● AIM OF THE TASK
Spot every line with the word "index" and return it.

● SUPPLIED MATERIAL
-=-=-
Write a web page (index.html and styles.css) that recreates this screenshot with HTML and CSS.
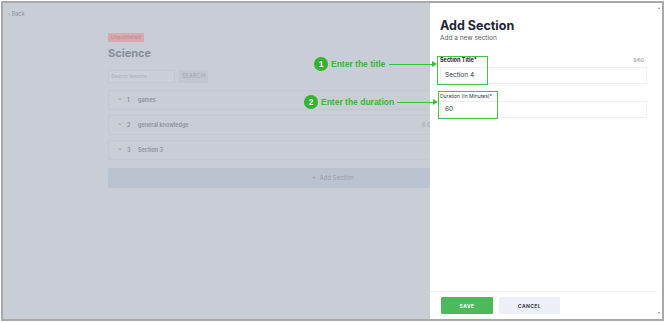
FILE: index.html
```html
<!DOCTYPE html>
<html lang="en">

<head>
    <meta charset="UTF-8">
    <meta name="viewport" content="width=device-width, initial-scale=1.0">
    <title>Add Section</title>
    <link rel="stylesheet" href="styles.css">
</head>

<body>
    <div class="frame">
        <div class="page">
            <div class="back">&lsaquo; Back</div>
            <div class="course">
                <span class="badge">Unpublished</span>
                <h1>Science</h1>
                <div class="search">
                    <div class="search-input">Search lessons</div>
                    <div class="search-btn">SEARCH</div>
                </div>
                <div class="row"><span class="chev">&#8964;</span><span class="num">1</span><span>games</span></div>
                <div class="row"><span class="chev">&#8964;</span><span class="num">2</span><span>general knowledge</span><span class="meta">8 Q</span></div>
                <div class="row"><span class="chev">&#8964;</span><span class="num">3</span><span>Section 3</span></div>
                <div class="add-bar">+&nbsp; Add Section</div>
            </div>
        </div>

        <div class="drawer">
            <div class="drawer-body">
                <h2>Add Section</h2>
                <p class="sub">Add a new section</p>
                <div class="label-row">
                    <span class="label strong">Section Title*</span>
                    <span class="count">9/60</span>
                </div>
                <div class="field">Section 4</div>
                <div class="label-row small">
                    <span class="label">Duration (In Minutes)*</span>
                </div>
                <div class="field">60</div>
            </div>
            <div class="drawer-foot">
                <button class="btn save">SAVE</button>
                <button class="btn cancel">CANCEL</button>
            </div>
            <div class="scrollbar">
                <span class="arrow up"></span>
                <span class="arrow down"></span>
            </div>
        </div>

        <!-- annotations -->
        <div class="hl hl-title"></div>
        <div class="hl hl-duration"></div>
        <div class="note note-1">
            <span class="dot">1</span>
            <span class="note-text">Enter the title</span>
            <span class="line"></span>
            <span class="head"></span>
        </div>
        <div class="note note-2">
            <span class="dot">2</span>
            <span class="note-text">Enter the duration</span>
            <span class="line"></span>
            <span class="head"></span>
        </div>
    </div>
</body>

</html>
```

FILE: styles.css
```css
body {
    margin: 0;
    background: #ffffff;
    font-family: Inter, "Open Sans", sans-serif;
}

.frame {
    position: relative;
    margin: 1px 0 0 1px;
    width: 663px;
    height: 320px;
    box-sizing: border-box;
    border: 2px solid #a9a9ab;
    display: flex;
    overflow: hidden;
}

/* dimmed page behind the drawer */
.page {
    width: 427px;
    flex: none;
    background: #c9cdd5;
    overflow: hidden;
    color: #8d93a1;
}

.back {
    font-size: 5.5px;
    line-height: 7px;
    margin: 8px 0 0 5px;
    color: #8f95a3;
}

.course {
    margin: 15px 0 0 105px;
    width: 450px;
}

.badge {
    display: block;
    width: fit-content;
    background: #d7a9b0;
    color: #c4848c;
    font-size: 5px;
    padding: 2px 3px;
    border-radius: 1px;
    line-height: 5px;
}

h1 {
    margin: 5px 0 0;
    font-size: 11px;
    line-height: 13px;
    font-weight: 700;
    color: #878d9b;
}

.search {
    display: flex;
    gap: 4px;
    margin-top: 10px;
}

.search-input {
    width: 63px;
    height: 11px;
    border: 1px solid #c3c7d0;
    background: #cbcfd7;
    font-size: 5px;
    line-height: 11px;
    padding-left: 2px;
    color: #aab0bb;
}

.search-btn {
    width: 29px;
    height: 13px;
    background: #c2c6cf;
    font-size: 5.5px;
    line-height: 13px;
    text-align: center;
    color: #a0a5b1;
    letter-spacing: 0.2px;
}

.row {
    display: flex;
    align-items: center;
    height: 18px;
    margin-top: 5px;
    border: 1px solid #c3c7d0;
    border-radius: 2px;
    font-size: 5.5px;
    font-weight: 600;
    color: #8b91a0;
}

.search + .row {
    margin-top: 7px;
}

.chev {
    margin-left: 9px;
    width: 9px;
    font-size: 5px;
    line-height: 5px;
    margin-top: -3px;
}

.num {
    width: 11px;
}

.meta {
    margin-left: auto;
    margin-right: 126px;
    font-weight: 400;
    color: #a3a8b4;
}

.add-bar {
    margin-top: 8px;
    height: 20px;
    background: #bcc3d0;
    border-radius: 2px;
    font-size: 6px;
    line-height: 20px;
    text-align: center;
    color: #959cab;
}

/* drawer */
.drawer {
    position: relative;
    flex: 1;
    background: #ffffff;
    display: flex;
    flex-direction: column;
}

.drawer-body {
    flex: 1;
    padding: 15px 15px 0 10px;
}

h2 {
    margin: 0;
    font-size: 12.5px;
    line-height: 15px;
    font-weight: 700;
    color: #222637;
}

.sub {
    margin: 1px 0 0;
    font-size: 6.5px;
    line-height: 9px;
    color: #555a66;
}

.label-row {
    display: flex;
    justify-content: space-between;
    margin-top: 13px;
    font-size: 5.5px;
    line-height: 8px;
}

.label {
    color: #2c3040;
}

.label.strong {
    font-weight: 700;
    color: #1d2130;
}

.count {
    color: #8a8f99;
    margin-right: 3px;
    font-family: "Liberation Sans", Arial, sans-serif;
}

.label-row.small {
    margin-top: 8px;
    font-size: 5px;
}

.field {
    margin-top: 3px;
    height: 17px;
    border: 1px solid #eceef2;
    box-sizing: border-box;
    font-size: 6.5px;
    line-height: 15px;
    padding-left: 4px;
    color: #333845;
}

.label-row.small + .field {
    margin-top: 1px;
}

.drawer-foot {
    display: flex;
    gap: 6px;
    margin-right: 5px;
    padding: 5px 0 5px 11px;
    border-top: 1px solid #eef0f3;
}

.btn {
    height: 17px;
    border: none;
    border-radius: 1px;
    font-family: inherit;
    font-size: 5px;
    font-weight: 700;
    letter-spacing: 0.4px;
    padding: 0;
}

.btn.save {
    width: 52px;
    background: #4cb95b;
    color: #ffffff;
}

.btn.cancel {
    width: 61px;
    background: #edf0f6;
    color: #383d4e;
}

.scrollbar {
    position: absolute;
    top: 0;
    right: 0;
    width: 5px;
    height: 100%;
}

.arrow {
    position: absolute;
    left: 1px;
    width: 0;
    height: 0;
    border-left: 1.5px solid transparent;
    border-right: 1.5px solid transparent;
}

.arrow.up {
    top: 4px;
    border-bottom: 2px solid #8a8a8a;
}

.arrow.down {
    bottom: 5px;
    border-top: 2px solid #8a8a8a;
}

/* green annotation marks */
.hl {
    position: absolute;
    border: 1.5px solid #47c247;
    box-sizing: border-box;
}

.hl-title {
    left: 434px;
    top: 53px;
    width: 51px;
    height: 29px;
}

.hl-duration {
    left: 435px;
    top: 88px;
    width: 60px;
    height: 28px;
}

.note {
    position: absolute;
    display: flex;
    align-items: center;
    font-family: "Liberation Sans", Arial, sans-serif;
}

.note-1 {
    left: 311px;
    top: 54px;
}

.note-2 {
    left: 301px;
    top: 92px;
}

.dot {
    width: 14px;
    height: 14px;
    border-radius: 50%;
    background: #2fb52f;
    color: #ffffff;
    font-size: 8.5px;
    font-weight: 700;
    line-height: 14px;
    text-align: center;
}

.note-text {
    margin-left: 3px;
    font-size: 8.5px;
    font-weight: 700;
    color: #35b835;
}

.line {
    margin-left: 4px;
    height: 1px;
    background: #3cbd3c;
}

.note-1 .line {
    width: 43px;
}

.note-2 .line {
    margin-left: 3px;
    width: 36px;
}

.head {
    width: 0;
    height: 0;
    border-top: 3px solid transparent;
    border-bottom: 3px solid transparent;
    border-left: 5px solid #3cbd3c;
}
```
-=-=-
● SOLVED PROBLEM
Write a web page (index.html and styles.css) that recreates this screenshot with HTML and CSS.
FILE: index.html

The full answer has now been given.